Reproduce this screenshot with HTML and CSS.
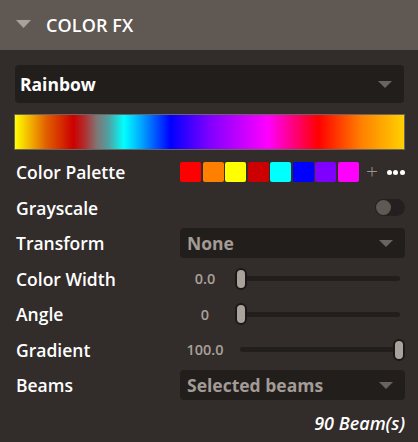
FILE: index.html
```html
<!DOCTYPE html>
<html lang="en">
<head>
    <meta charset="UTF-8">
    <title>Color FX</title>
    <link rel="stylesheet" href="styles.css">
</head>
<body>
    <div class="panel">
        <div class="panel-header">
            <svg class="caret" width="15" height="8" viewBox="0 0 15 8"><polygon points="0,0 15,0 7.5,8"/></svg>
            <span class="panel-title">COLOR FX</span>
        </div>
        <div class="panel-body">
            <div class="select select-big">
                <span>Rainbow</span>
                <svg class="arrow" width="14" height="7" viewBox="0 0 14 7"><polygon points="0,0 14,0 7,7"/></svg>
            </div>
            <div class="rainbow-bar"></div>

            <div class="rows">
                <div class="row">
                    <span class="label">Color Palette</span>
                    <div class="control palette">
                        <span class="swatch" style="background:#ff0000"></span>
                        <span class="swatch" style="background:#ff8000"></span>
                        <span class="swatch" style="background:#ffff00"></span>
                        <span class="swatch" style="background:#cc0000"></span>
                        <span class="swatch" style="background:#00ffff"></span>
                        <span class="swatch" style="background:#0000ff"></span>
                        <span class="swatch" style="background:#8000ff"></span>
                        <span class="swatch" style="background:#ff00ff"></span>
                        <span class="plus">+</span>
                        <span class="dots"><i></i><i></i><i></i></span>
                    </div>
                </div>
                <div class="row">
                    <span class="label">Grayscale</span>
                    <div class="control end">
                        <span class="toggle"><span class="knob"></span></span>
                    </div>
                </div>
                <div class="row">
                    <span class="label">Transform</span>
                    <div class="control select">
                        <span>None</span>
                        <svg class="arrow" width="14" height="7" viewBox="0 0 14 7"><polygon points="0,0 14,0 7,7"/></svg>
                    </div>
                </div>
                <div class="row">
                    <span class="label">Color Width</span>
                    <div class="control slider">
                        <span class="value">0.0</span>
                        <div class="track-wrap"><div class="track"></div><span class="thumb" style="left:0%"></span></div>
                    </div>
                </div>
                <div class="row">
                    <span class="label">Angle</span>
                    <div class="control slider">
                        <span class="value">0</span>
                        <div class="track-wrap"><div class="track"></div><span class="thumb" style="left:0%"></span></div>
                    </div>
                </div>
                <div class="row">
                    <span class="label">Gradient</span>
                    <div class="control slider">
                        <span class="value">100.0</span>
                        <div class="track-wrap"><div class="track"></div><span class="thumb thumb-max" style="left:100%"></span></div>
                    </div>
                </div>
                <div class="row">
                    <span class="label">Beams</span>
                    <div class="control select">
                        <span>Selected beams</span>
                        <svg class="arrow" width="14" height="7" viewBox="0 0 14 7"><polygon points="0,0 14,0 7,7"/></svg>
                    </div>
                </div>
            </div>
            <div class="beam-count">90 Beam(s)</div>
        </div>
    </div>
</body>
</html>
```

FILE: styles.css
```css
body {
    margin: 0;
    background-color: #322c2a;
    color: #ffffff;
    font-family: "Open Sans", "Noto Sans", sans-serif;
}
.panel {
    width: 418px;
    height: 442px;
    overflow: hidden;
}
.panel-header {
    height: 50px;
    background-color: #5f5853;
    display: flex;
    align-items: center;
    padding-left: 16px;
}
.caret {
    fill: #a8a29e;
    margin-right: 15px;
    margin-top: -3px;
}
.panel-title {
    font-size: 18px;
    font-weight: 600;
    letter-spacing: 0.1px;
}
.panel-body {
    padding: 15px 13px 0 14px;
}

/* dropdowns */
.select {
    background-color: #221e1c;
    border-radius: 4px;
    height: 30px;
    display: flex;
    align-items: center;
    justify-content: space-between;
    padding: 0 12px 0 7px;
    box-sizing: border-box;
    font-size: 17.5px;
    font-weight: 700;
    color: #a39b95;
}
.select-big {
    height: 38px;
    margin: 0 1px;
    padding-left: 5px;
    color: #ffffff;
}
.arrow {
    fill: #6a6461;
}
.rainbow-bar {
    margin-top: 11px;
    height: 34px;
    border: 1px solid #6a6560;
    background: linear-gradient(to right,
        #ffff00 0%, #f2b000 4%, #e06000 8%, #cc0000 15%, #b03030 18%,
        #807575 21%, #50a0a0 24%, #00ffff 28%, #00b0ff 32%, #0000ff 40%,
        #8000ff 50%, #ff00ff 65%, #ff0000 78%, #ff8000 89%, #ffd000 100%);
}

/* rows */
.rows {
    margin-top: 4.5px;
}
.row {
    height: 35.5px;
    display: flex;
    align-items: center;
    padding-left: 2px;
}
.label {
    flex: none;
    width: 164px;
    font-size: 17.5px;
    font-weight: 600;
}
.control {
    flex: 1;
    min-width: 0;
    display: flex;
    align-items: center;
}
.control.end {
    justify-content: flex-end;
}
.palette {
    gap: 1.5px;
}
.swatch {
    flex: none;
    width: 21px;
    height: 20px;
    border-radius: 2px;
}
.plus {
    color: #9c9590;
    font-size: 21px;
    font-weight: 300;
    line-height: 20px;
    margin-left: 6px;
    margin-top: -2px;
}
.dots {
    display: flex;
    gap: 1.5px;
    margin-left: 7px;
}
.dots i {
    width: 5px;
    height: 5px;
    border-radius: 50%;
    background-color: #ffffff;
}
.toggle {
    width: 30px;
    height: 17px;
    border-radius: 9px;
    background-color: #242020;
    display: flex;
    align-items: center;
    padding-left: 1px;
    box-sizing: border-box;
}
.knob {
    width: 15px;
    height: 15px;
    border-radius: 50%;
    background-color: #5f5853;
}

/* sliders */
.value {
    flex: none;
    width: 50px;
    text-align: center;
    font-size: 14.5px;
    font-weight: 600;
    color: #a8a09a;
}
.track-wrap {
    flex: 1;
    height: 22px;
    margin-left: 5px;
    position: relative;
    display: flex;
    align-items: center;
}
.track {
    flex: 1;
    height: 5px;
    margin: 0 5px;
    border-radius: 3px;
    background-color: #221e1c;
}
.thumb {
    position: absolute;
    top: 0;
    width: 12px;
    height: 22px;
    box-sizing: border-box;
    border: 2px solid #1c1817;
    border-radius: 6px;
    background-color: #aaa29c;
}
.thumb-max {
    margin-left: -12px;
}
.beam-count {
    text-align: right;
    font-size: 18px;
    font-weight: 600;
    font-style: italic;
    margin-top: 8px;
}
```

○ ○ ○ ○

> TASK STATEMENT: Exclude the images, then output the data above word for word.

> FULL RESPONSE:
Reproduce this screenshot with HTML and CSS.
FILE: index.html
```html
<!DOCTYPE html>
<html lang="en">
<head>
    <meta charset="UTF-8">
    <title>Color FX</title>
    <link rel="stylesheet" href="styles.css">
</head>
<body>
    <div class="panel">
        <div class="panel-header">
            <svg class="caret" width="15" height="8" viewBox="0 0 15 8"><polygon points="0,0 15,0 7.5,8"/></svg>
            <span class="panel-title">COLOR FX</span>
        </div>
        <div class="panel-body">
            <div class="select select-big">
                <span>Rainbow</span>
                <svg class="arrow" width="14" height="7" viewBox="0 0 14 7"><polygon points="0,0 14,0 7,7"/></svg>
            </div>
            <div class="rainbow-bar"></div>

            <div class="rows">
                <div class="row">
                    <span class="label">Color Palette</span>
                    <div class="control palette">
                        <span class="swatch" style="background:#ff0000"></span>
                        <span class="swatch" style="background:#ff8000"></span>
                        <span class="swatch" style="background:#ffff00"></span>
                        <span class="swatch" style="background:#cc0000"></span>
                        <span class="swatch" style="background:#00ffff"></span>
                        <span class="swatch" style="background:#0000ff"></span>
                        <span class="swatch" style="background:#8000ff"></span>
                        <span class="swatch" style="background:#ff00ff"></span>
                        <span class="plus">+</span>
                        <span class="dots"><i></i><i></i><i></i></span>
                    </div>
                </div>
                <div class="row">
                    <span class="label">Grayscale</span>
                    <div class="control end">
                        <span class="toggle"><span class="knob"></span></span>
                    </div>
                </div>
                <div class="row">
                    <span class="label">Transform</span>
                    <div class="control select">
                        <span>None</span>
                        <svg class="arrow" width="14" height="7" viewBox="0 0 14 7"><polygon points="0,0 14,0 7,7"/></svg>
                    </div>
                </div>
                <div class="row">
                    <span class="label">Color Width</span>
                    <div class="control slider">
                        <span class="value">0.0</span>
                        <div class="track-wrap"><div class="track"></div><span class="thumb" style="left:0%"></span></div>
                    </div>
                </div>
                <div class="row">
                    <span class="label">Angle</span>
                    <div class="control slider">
                        <span class="value">0</span>
                        <div class="track-wrap"><div class="track"></div><span class="thumb" style="left:0%"></span></div>
                    </div>
                </div>
                <div class="row">
                    <span class="label">Gradient</span>
                    <div class="control slider">
                        <span class="value">100.0</span>
                        <div class="track-wrap"><div class="track"></div><span class="thumb thumb-max" style="left:100%"></span></div>
                    </div>
                </div>
                <div class="row">
                    <span class="label">Beams</span>
                    <div class="control select">
                        <span>Selected beams</span>
                        <svg class="arrow" width="14" height="7" viewBox="0 0 14 7"><polygon points="0,0 14,0 7,7"/></svg>
                    </div>
                </div>
            </div>
            <div class="beam-count">90 Beam(s)</div>
        </div>
    </div>
</body>
</html>
```

FILE: styles.css
```css
body {
    margin: 0;
    background-color: #322c2a;
    color: #ffffff;
    font-family: "Open Sans", "Noto Sans", sans-serif;
}
.panel {
    width: 418px;
    height: 442px;
    overflow: hidden;
}
.panel-header {
    height: 50px;
    background-color: #5f5853;
    display: flex;
    align-items: center;
    padding-left: 16px;
}
.caret {
    fill: #a8a29e;
    margin-right: 15px;
    margin-top: -3px;
}
.panel-title {
    font-size: 18px;
    font-weight: 600;
    letter-spacing: 0.1px;
}
.panel-body {
    padding: 15px 13px 0 14px;
}

/* dropdowns */
.select {
    background-color: #221e1c;
    border-radius: 4px;
    height: 30px;
    display: flex;
    align-items: center;
    justify-content: space-between;
    padding: 0 12px 0 7px;
    box-sizing: border-box;
    font-size: 17.5px;
    font-weight: 700;
    color: #a39b95;
}
.select-big {
    height: 38px;
    margin: 0 1px;
    padding-left: 5px;
    color: #ffffff;
}
.arrow {
    fill: #6a6461;
}
.rainbow-bar {
    margin-top: 11px;
    height: 34px;
    border: 1px solid #6a6560;
    background: linear-gradient(to right,
        #ffff00 0%, #f2b000 4%, #e06000 8%, #cc0000 15%, #b03030 18%,
        #807575 21%, #50a0a0 24%, #00ffff 28%, #00b0ff 32%, #0000ff 40%,
        #8000ff 50%, #ff00ff 65%, #ff0000 78%, #ff8000 89%, #ffd000 100%);
}

/* rows */
.rows {
    margin-top: 4.5px;
}
.row {
    height: 35.5px;
    display: flex;
    align-items: center;
    padding-left: 2px;
}
.label {
    flex: none;
    width: 164px;
    font-size: 17.5px;
    font-weight: 600;
}
.control {
    flex: 1;
    min-width: 0;
    display: flex;
    align-items: center;
}
.control.end {
    justify-content: flex-end;
}
.palette {
    gap: 1.5px;
}
.swatch {
    flex: none;
    width: 21px;
    height: 20px;
    border-radius: 2px;
}
.plus {
    color: #9c9590;
    font-size: 21px;
    font-weight: 300;
    line-height: 20px;
    margin-left: 6px;
    margin-top: -2px;
}
.dots {
    display: flex;
    gap: 1.5px;
    margin-left: 7px;
}
.dots i {
    width: 5px;
    height: 5px;
    border-radius: 50%;
    background-color: #ffffff;
}
.toggle {
    width: 30px;
    height: 17px;
    border-radius: 9px;
    background-color: #242020;
    display: flex;
    align-items: center;
    padding-left: 1px;
    box-sizing: border-box;
}
.knob {
    width: 15px;
    height: 15px;
    border-radius: 50%;
    background-color: #5f5853;
}

/* sliders */
.value {
    flex: none;
    width: 50px;
    text-align: center;
    font-size: 14.5px;
    font-weight: 600;
    color: #a8a09a;
}
.track-wrap {
    flex: 1;
    height: 22px;
    margin-left: 5px;
    position: relative;
    display: flex;
    align-items: center;
}
.track {
    flex: 1;
    height: 5px;
    margin: 0 5px;
    border-radius: 3px;
    background-color: #221e1c;
}
.thumb {
    position: absolute;
    top: 0;
    width: 12px;
    height: 22px;
    box-sizing: border-box;
    border: 2px solid #1c1817;
    border-radius: 6px;
    background-color: #aaa29c;
}
.thumb-max {
    margin-left: -12px;
}
.beam-count {
    text-align: right;
    font-size: 18px;
    font-weight: 600;
    font-style: italic;
    margin-top: 8px;
}
```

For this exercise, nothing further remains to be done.